TASK DIRECTIONS >>
Gather the lines that hold the string "index".

PROVIDED MATERIAL >>
________
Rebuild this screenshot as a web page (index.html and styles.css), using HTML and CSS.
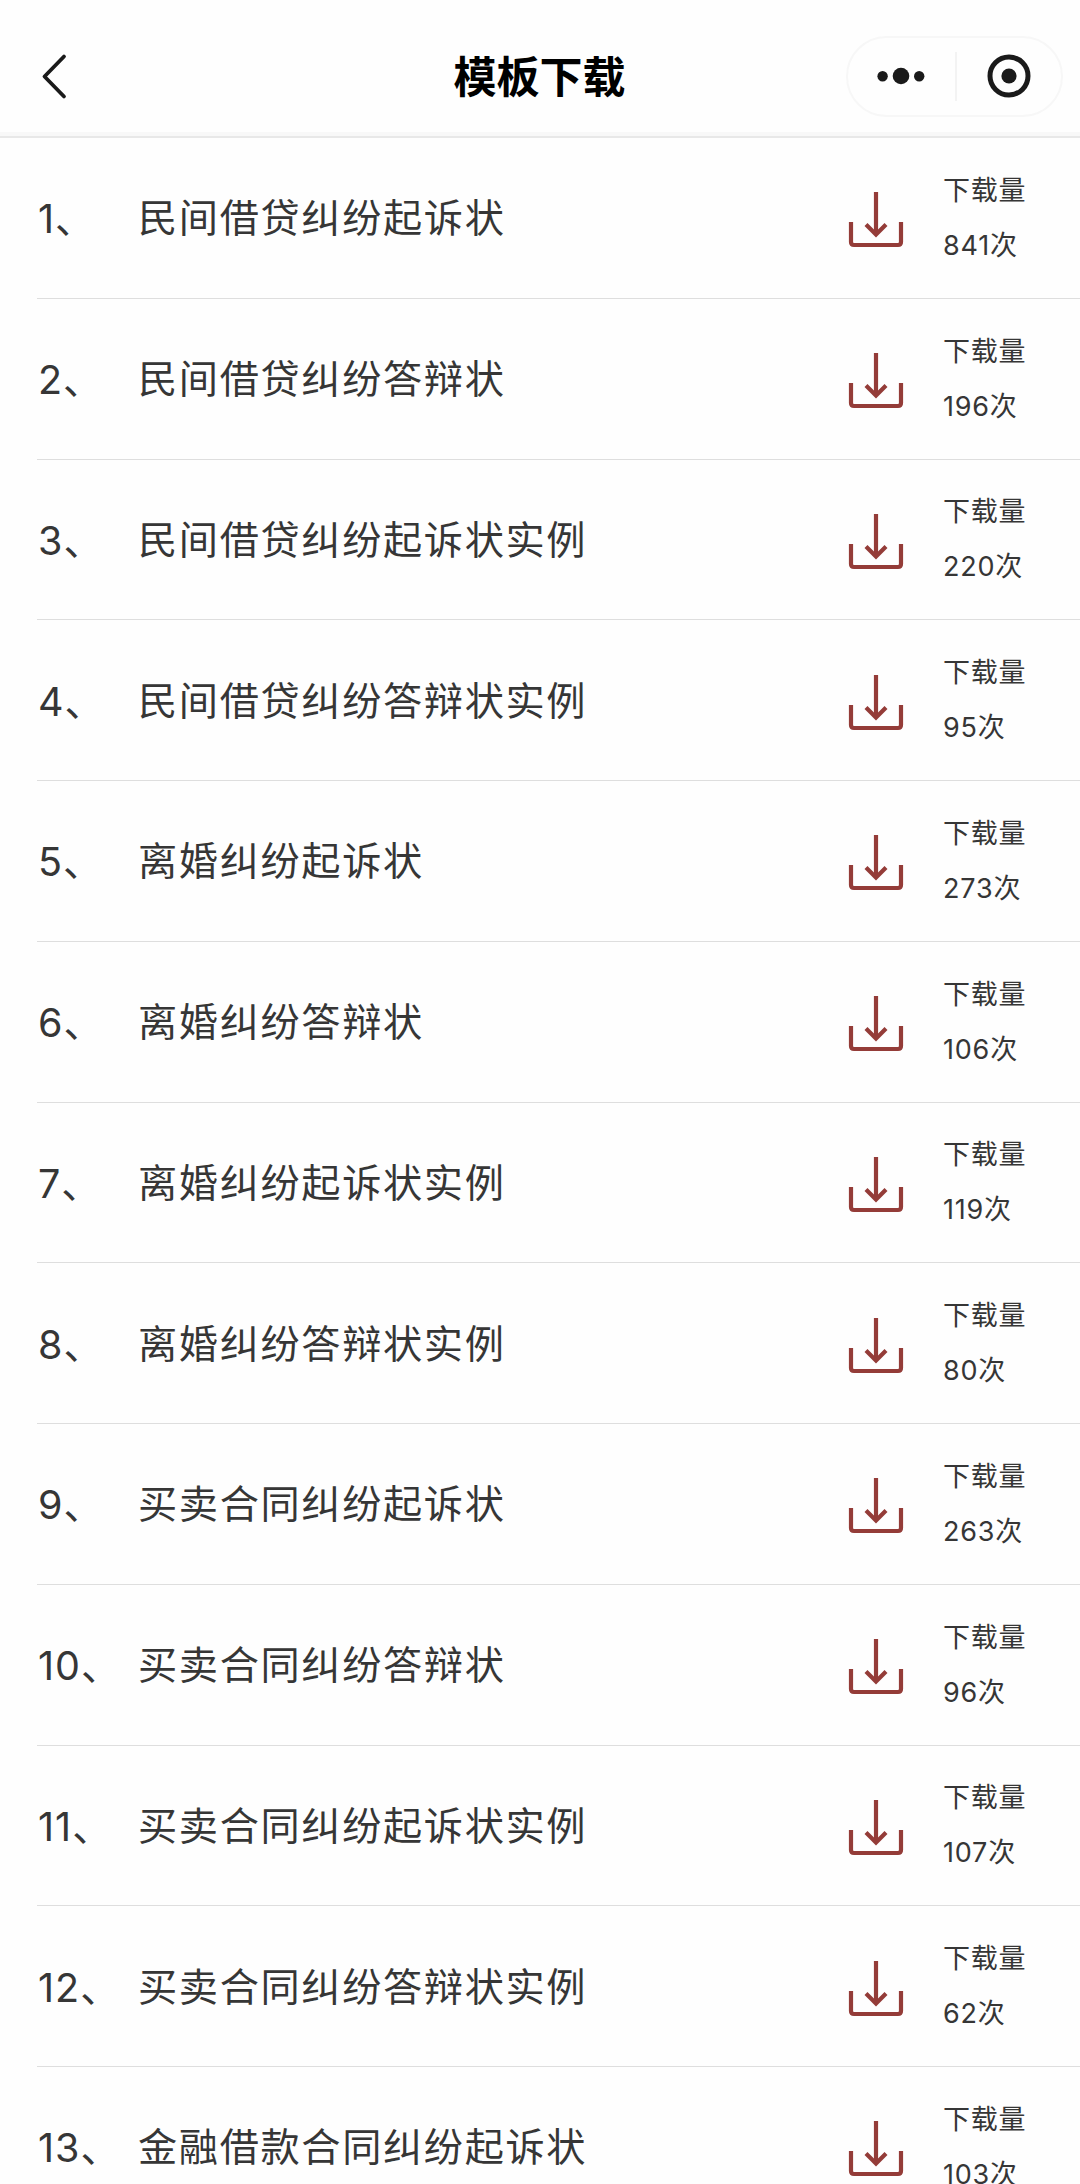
FILE: index.html
```html
<!DOCTYPE html>
<html lang="zh-CN">

<head>
    <meta charset="UTF-8">
    <meta name="viewport" content="width=device-width, initial-scale=1.0">
    <title>模板下载</title>
    <link rel="stylesheet" href="styles.css">
</head>

<body>
    <header class="navbar">
        <svg class="back" viewBox="0 0 30 50"><path d="M24 5.5 L4.5 25.5 L24 45.5"/></svg>
        <h1>模板下载</h1>
        <div class="capsule">
            <svg class="dots" viewBox="0 0 50 20">
                <circle cx="6.6" cy="10.3" r="5.2"/>
                <circle cx="25" cy="10" r="8.3"/>
                <circle cx="43.2" cy="10.3" r="5.2"/>
            </svg>
            <span class="line"></span>
            <svg class="close" viewBox="0 0 46 46">
                <circle class="ring" cx="23" cy="23" r="19"/>
                <circle cx="23" cy="23" r="7.6"/>
            </svg>
        </div>
    </header>

    <ul class="list" id="list"></ul>

    <script>
        const templates = [
            ['民间借贷纠纷起诉状', 841],
            ['民间借贷纠纷答辩状', 196],
            ['民间借贷纠纷起诉状实例', 220],
            ['民间借贷纠纷答辩状实例', 95],
            ['离婚纠纷起诉状', 273],
            ['离婚纠纷答辩状', 106],
            ['离婚纠纷起诉状实例', 119],
            ['离婚纠纷答辩状实例', 80],
            ['买卖合同纠纷起诉状', 263],
            ['买卖合同纠纷答辩状', 96],
            ['买卖合同纠纷起诉状实例', 107],
            ['买卖合同纠纷答辩状实例', 62],
            ['金融借款合同纠纷起诉状', 103]
        ];

        document.getElementById('list').innerHTML = templates.map(([name, count], i) => `
            <li class="item">
                <span class="num">${i + 1}、</span>
                <span class="name">${name}</span>
                <svg class="download" viewBox="0 0 56 58">
                    <path d="M28 1 V43"/>
                    <path d="M18 33.5 L28 43.5 L38 33.5"/>
                    <path d="M3 31 V51 Q3 54 6 54 H50 Q53 54 53 51 V31"/>
                </svg>
                <div class="count">
                    <p>下载量</p>
                    <p>${count}次</p>
                </div>
            </li>`).join('');
    </script>
</body>

</html>
```
FILE: styles.css
```css
* {
    margin: 0;
    padding: 0;
    box-sizing: border-box;
}

body {
    height: 100vh;
    overflow: hidden;
    background: #fefefe;
    color: #363636;
    font-family: 'Inter', 'Noto Sans CJK SC', sans-serif;
}

/* top bar */
.navbar {
    height: 138px;
    padding: 16px 17px 0 40px;
    display: grid;
    grid-template-columns: 1fr auto 1fr;
    align-items: center;
    border-bottom: 2px solid #e8e8e8;
    box-shadow: inset 0 -4px 0 #f8f8f8;
}

.navbar h1 {
    font-size: 43px;
    line-height: 60px;
    padding-top: 2px;
    font-weight: 700;
    color: #000;
    transform: translateX(-12px);
}

.back {
    width: 30px;
    height: 50px;
    fill: none;
    stroke: #1a1a1a;
    stroke-width: 3.8;
    stroke-linecap: round;
    stroke-linejoin: round;
}

.capsule {
    justify-self: end;
    width: 217px;
    height: 81px;
    padding: 0 29px 0 28px;
    display: flex;
    align-items: center;
    justify-content: space-between;
    border: 2px solid #f7f7f7;
    border-radius: 41px;
    fill: #1a1a1a;
}

.dots {
    width: 50px;
    height: 20px;
}

.line {
    width: 2px;
    height: 49px;
    background: #f3f3f3;
}

.close {
    width: 46px;
    height: 46px;
}

.ring {
    fill: none;
    stroke: #1a1a1a;
    stroke-width: 5;
}

/* template list */
.list {
    list-style: none;
    padding-left: 37px;
}

.item {
    height: 160.75px;
    display: flex;
    align-items: center;
    border-bottom: 1px solid #dedede;
}

.num {
    width: 101px;
    padding: 0 0 4px 1px;
    font-size: 39.5px;
    letter-spacing: 1px;
    white-space: nowrap;
}

.name {
    flex: 1;
    padding-bottom: 5px;
    font-size: 39.2px;
    letter-spacing: 1.65px;
}

.download {
    width: 56px;
    height: 58px;
    margin: 5px 39px 0 0;
    fill: none;
    stroke: #943c38;
    stroke-width: 4.2;
}

.count {
    width: 137px;
    font-size: 27px;
    line-height: 55px;
    letter-spacing: 0.8px;
}
```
________
RIGHT ANSWER >>
Rebuild this screenshot as a web page (index.html and styles.css), using HTML and CSS.
FILE: index.html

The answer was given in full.